This is interesting, and I agree. But while I'm a big fan of quality and think
there's many cases where not buying the cheapest is a good more in general, I
find it hard to justify with airlines.

The quality varies wildly now, and reward programs are getting more and more
meaningless - often they're even pointless because you simply can't fly to
that airport with a carrier in your airline alliance, or they offer a way more
inconvenient flight.

Sometimes, business class is only marginally better than economy (same seats,
more legroom), but you couldn't tell from the cost. There are only very few
airlines where business class is consistent. Why do I need to know what type
of plane it is to know what business class seating is going to look like? The
difference between business and first class is similarly vague. Sometimes it's
worlds apart, others it's a slightly larger screen.
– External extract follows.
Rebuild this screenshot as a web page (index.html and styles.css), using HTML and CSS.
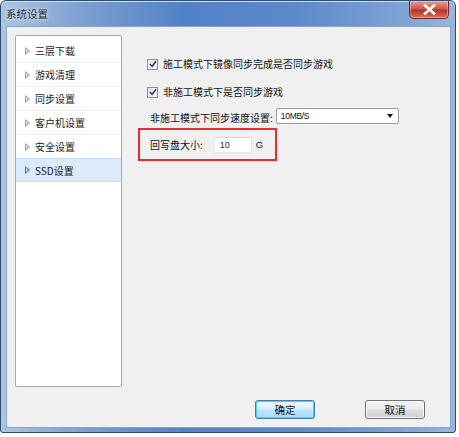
FILE: index.html
```html
<!DOCTYPE html>
<html lang="zh">
<head>
<meta charset="utf-8">
<title>系统设置</title>
<link rel="stylesheet" href="styles.css">
</head>
<body>
<div class="window">
  <div class="titlebar">
    <span class="title">系统设置</span>
    <div class="close"><svg width="13" height="11" viewBox="0 0 13 11"><path d="M2 1.5 L11 9.5 M11 1.5 L2 9.5" stroke="#fff" stroke-width="2.6" stroke-linecap="square" fill="none"/></svg></div>
  </div>
  <div class="client">
    <div class="main">
      <ul class="nav">
        <li class="item"><span class="tri"></span>三层下载</li>
        <li class="item"><span class="tri"></span>游戏清理</li>
        <li class="item"><span class="tri"></span>同步设置</li>
        <li class="item"><span class="tri"></span>客户机设置</li>
        <li class="item"><span class="tri"></span>安全设置</li>
        <li class="item selected"><span class="tri"></span>SSD设置</li>
      </ul>
      <div class="content">
        <label class="check row1"><span class="box"><svg width="8" height="8" viewBox="0 0 9 9"><path d="M1 4.5 L3.5 7 L8 1.5" stroke="#21437a" stroke-width="1.9" fill="none"/></svg></span>施工模式下镜像同步完成是否同步游戏</label>
        <label class="check row2"><span class="box"><svg width="8" height="8" viewBox="0 0 9 9"><path d="M1 4.5 L3.5 7 L8 1.5" stroke="#21437a" stroke-width="1.9" fill="none"/></svg></span>非施工模式下是否同步游戏</label>
        <div class="speed">
          <span class="lbl">非施工模式下同步速度设置:</span>
          <div class="select"><span>10MB/S</span><span class="arrow"></span></div>
        </div>
        <div class="redbox">
          <span class="lbl">回写盘大小:</span>
          <div class="input">10</div>
          <span class="unit">G</span>
        </div>
      </div>
    </div>
    <div class="footer">
      <button class="btn primary">确定</button>
      <button class="btn">取消</button>
    </div>
  </div>
</div>
</body>
</html>
```
FILE: styles.css
```css
* { box-sizing: border-box; }
html, body { margin: 0; padding: 0; background: #fff; }
body {
  font-family: "Noto Sans CJK SC", "Noto Sans", sans-serif;
  font-size: 10px;
  color: #111;
  width: 459px;
  height: 437px;
  overflow: hidden;
}
.window {
  width: 456px;
  height: 433px;
  border: 1px solid #2d4a72;
  border-radius: 6px 6px 3px 3px;
  padding: 0 4px 5px 5px;
  display: flex;
  flex-direction: column;
  background:
    linear-gradient(90deg, #afc5de 0%, #7c9fd0 18%, #5282c6 40%, #5c89ca 65%, #7ea2d4 88%, #9ab6dc 100%);
  box-shadow: inset 0 1px 0 #d4e3f4;
}
.titlebar {
  height: 25px;
  flex: none;
  display: flex;
  align-items: flex-start;
  justify-content: space-between;
}
.title {
  margin-top: 6px;
  color: #0e1c30;
  font-size: 10.5px;
  line-height: 14px;
  text-shadow: 0 0 4px #e6f0fb, 0 0 2px #e6f0fb;
}
.close {
  width: 40px;
  height: 18px;
  margin-right: 2px;
  border: 1px solid #6b2a2a;
  border-top: none;
  border-radius: 0 0 5px 5px;
  background: linear-gradient(180deg, #e3a096 0%, #d0584c 45%, #b8362b 55%, #d8705c 100%);
  display: flex;
  align-items: center;
  justify-content: center;
  box-shadow: inset 0 0 0 1px rgba(255,255,255,0.35);
}
.client {
  flex: 1;
  background: #f0f0f0;
  border: 1px solid #8aa4c6;
  padding: 8px 0 8px 8px;
  display: flex;
  flex-direction: column;
}
.main {
  display: flex;
  height: 352px;
  flex: none;
}
.nav {
  list-style: none;
  margin: 0;
  padding: 3px 0 0 0;
  width: 107px;
  background: #fff;
  border: 1px solid #a3a8ae;
  border-radius: 2px;
}
.item {
  height: 24px;
  border-bottom: 1px solid #eef1f5;
  display: flex;
  align-items: center;
  padding-left: 9px;
  color: #1a1a1a;
  font-size: 10px;
}
.tri {
  width: 0;
  height: 0;
  border-top: 4px solid transparent;
  border-bottom: 4px solid transparent;
  border-left: 5px solid #9a9a9a;
  margin-right: 5px;
  position: relative;
}
.tri::after {
  content: "";
  position: absolute;
  left: -4px;
  top: -2px;
  border-top: 2px solid transparent;
  border-bottom: 2px solid transparent;
  border-left: 2.5px solid #fff;
}
.selected {
  background: #dcebfb;
  border-top: 1px solid #c6ddf5;
  border-bottom: 1px solid #c6ddf5;
  height: 24px;
  margin-top: -1px;
}
.selected .tri { border-left-color: #3e7bd6; }
.selected .tri::after { border-left-color: #dcebfb; }
.content {
  flex: 1;
  padding-left: 16px;
  display: flex;
  flex-direction: column;
  align-items: flex-start;
}
.check {
  display: flex;
  align-items: center;
  height: 14px;
  line-height: 14px;
  padding-left: 9px;
}
.row1 { margin-top: 22px; }
.row2 { margin-top: 14px; }
.box {
  width: 11px;
  height: 11px;
  border: 1px solid #8e8f8f;
  background: linear-gradient(135deg, #dcdcdc, #fbfbfb);
  margin-right: 5px;
  display: flex;
  align-items: center;
  justify-content: center;
  box-shadow: inset 0 0 0 1px #f4f4f4;
}
.speed {
  margin-top: 9px;
  display: flex;
  align-items: center;
  height: 16px;
  padding-left: 12px;
}
.lbl { line-height: 14px; margin-top: 3px; }
.select {
  margin-left: 3px;
  width: 123px;
  height: 16px;
  background: #fff;
  border: 1px solid #9a9a9a;
  border-radius: 2px;
  display: flex;
  align-items: center;
  justify-content: space-between;
  padding: 0 5px 0 4px;
  font-family: "Liberation Sans", sans-serif;
  font-size: 8.5px;
  letter-spacing: -0.3px;
}
.arrow {
  width: 0;
  height: 0;
  border-left: 3.5px solid transparent;
  border-right: 3.5px solid transparent;
  border-top: 4px solid #111;
}
.redbox {
  margin-top: 4px;
  width: 139px;
  height: 33px;
  border: 2px solid #e92b2b;
  display: flex;
  align-items: center;
  padding-left: 10px;
}
.redbox .lbl { margin-top: 0; }
.input {
  margin-left: 11px;
  width: 38px;
  height: 16px;
  background: #fff;
  border: 1px solid #e6e6e6;
  border-top-color: #d8d8d8;
  font-family: "Liberation Sans", sans-serif;
  font-size: 9px;
  color: #2a2a5a;
  line-height: 14px;
  padding-left: 5px;
}
.unit {
  margin-left: 4px;
  font-family: "Liberation Sans", sans-serif;
  font-size: 9.5px;
}
.footer {
  margin-top: 13px;
  display: flex;
  padding-left: 240px;
}
.btn {
  font-family: "Noto Sans CJK SC", sans-serif;
  font-size: 10.5px;
  color: #111;
  width: 60px;
  height: 19px;
  padding: 0;
  border: 1px solid #707070;
  border-radius: 3px;
  background: linear-gradient(180deg, #f2f2f2 0%, #ebebeb 45%, #dddddd 55%, #cfcfcf 100%);
  box-shadow: inset 0 0 0 1px #fbfbfb;
  line-height: 15px;
}
.btn + .btn { margin-left: 50px; }
.primary {
  border-color: #3c7fb1;
  background: linear-gradient(180deg, #eaf6fd 0%, #d9f0fc 45%, #bee6fd 55%, #a7d9f5 100%);
  box-shadow: inset 0 0 0 1px #48d0f8;
}
```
So why take the chance for airlines that aren't Singapore/Thai/ANA (to name my
favourites)? Just buy the cheapest flight, brave it, and take some unpaid
vacation and maybe a massage with the money you saved to make up for the
horrible experience.

The only constant is flying sucks, and will suck a lot more if you can't avoid
the USA. (Although the major US airports are such a shitshow that paying more
to arrive/depart at a smaller airport could be worth it time-wise.)

------
princekolt
Although I completely agree with the article, I think it's putting the bar a
bit too low to expect individual privacy from a UAE based company, when they
have little regard for even the basics of Human Rights[1].

[1]:
[https://en.wikipedia.org/wiki/Human_rights_in_the_United_Ara...](https://en.wikipedia.org/wiki/Human_rights_in_the_United_Arab_Emirates)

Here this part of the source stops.